I was recently doing some much belated spring cleaning and came across an ancient tome on one of my bookshelves. It was a nondescript book, filled with strange words and incantations…words that no longer held meaning for me. Needless to say, I was horrified when I realized that I was the author. It was my Master's thesis.
As I flipped through the pages, however, I came to an even more horrifying realization: If I was trying to do this work now, I would likely never get funding. You see, I worked in the exciting field of bacteriophage lambda biology, studying the ins-and-outs, if you will, of how the virus packages its DNA during replication. While this might have been hot stuff when in vitro lambda packaging was the only way to deal with large DNA fragments, it would likely be lost in today's funding environment where the most important questions is: What are the opportunities for commercial spin-off?

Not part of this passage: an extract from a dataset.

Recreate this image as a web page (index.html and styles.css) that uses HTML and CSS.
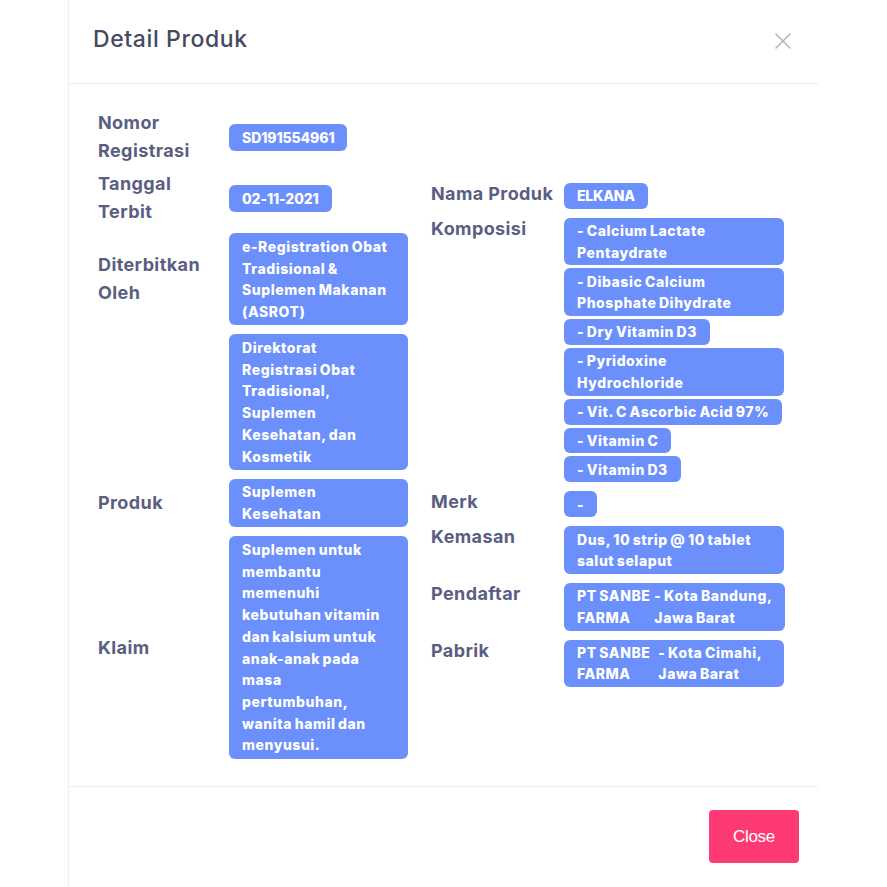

All this to say that in the present-day crush to use commercialization to rationalize academic and government research, I worry about what fascinating discoveries we might be missing. (Disclosure: My thesis has perhaps one interesting observation, but nothing I would call fascinating.)
In the late 1950s and early '60s, Dr. Werner Arber and colleagues noted that certain strains of bacteriophage lambda (there it is again) were restricted to growth on specific strains of E. coli, but the virus could be modified to allow growth on other bacteria. As they elucidated this process of restriction/modification, I am confident that there were few conversations about the commercial prospects of the project and in applying for research grants, they were unlikely to be asked questions about how quickly they could generate spin-off companies.
The research progressed, however, and unexpectedly became the cornerstone of the genomics revolution several decades later: the identification and application of restriction endonucleases to isolate and transfer DNA sequences. Along with Drs. Daniel Nathans and Hamilton Smith, Arber won the 1978 Nobel Prize in Physiology or Medicine for this discovery.
I am in favor of the commercialization of new technologies, even within the academic sphere; if nothing else, it is a great way for academic centers to generate revenue through tech transfer and IP licensing. I am concerned, however, that the pendulum has yet again swung too far and that what was once a nice-to-have option on a funding application (i.e., commercialization potential) has become a must-have mandate. And to make matters worse, even when you can get funding, there is the very real danger of it being yanked in subsequent years if you don't seem to be making your spin-off targets.
Perhaps I'm being naïve (which is usually a sign that I am), but I didn't think that commercialization was the purpose of basic science, but rather a perquisite. Basic science, in my eyes, exists to open new areas of exploration and to fill in the gaps of our fundamental understanding of the universe—for the purposes of DDN's audience, the biomolecular universe. Basic science should not be about revenue generation.
Have we become so arrogant in our knowledge of the biomolecular world that we don't believe there are any gaps? That we have all the tools and know-how we need to generate any outcome? Even within the commercial sphere, the incredibly high incidence of failure—it takes 100,000 compounds to find one drug—would seem to indicate the answer should be no.
This is nothing of which we need be ashamed, however, as we've only really had the appropriate tools for the last 50 years or so—tools, I might remind you, that were developed under the auspices of basic science.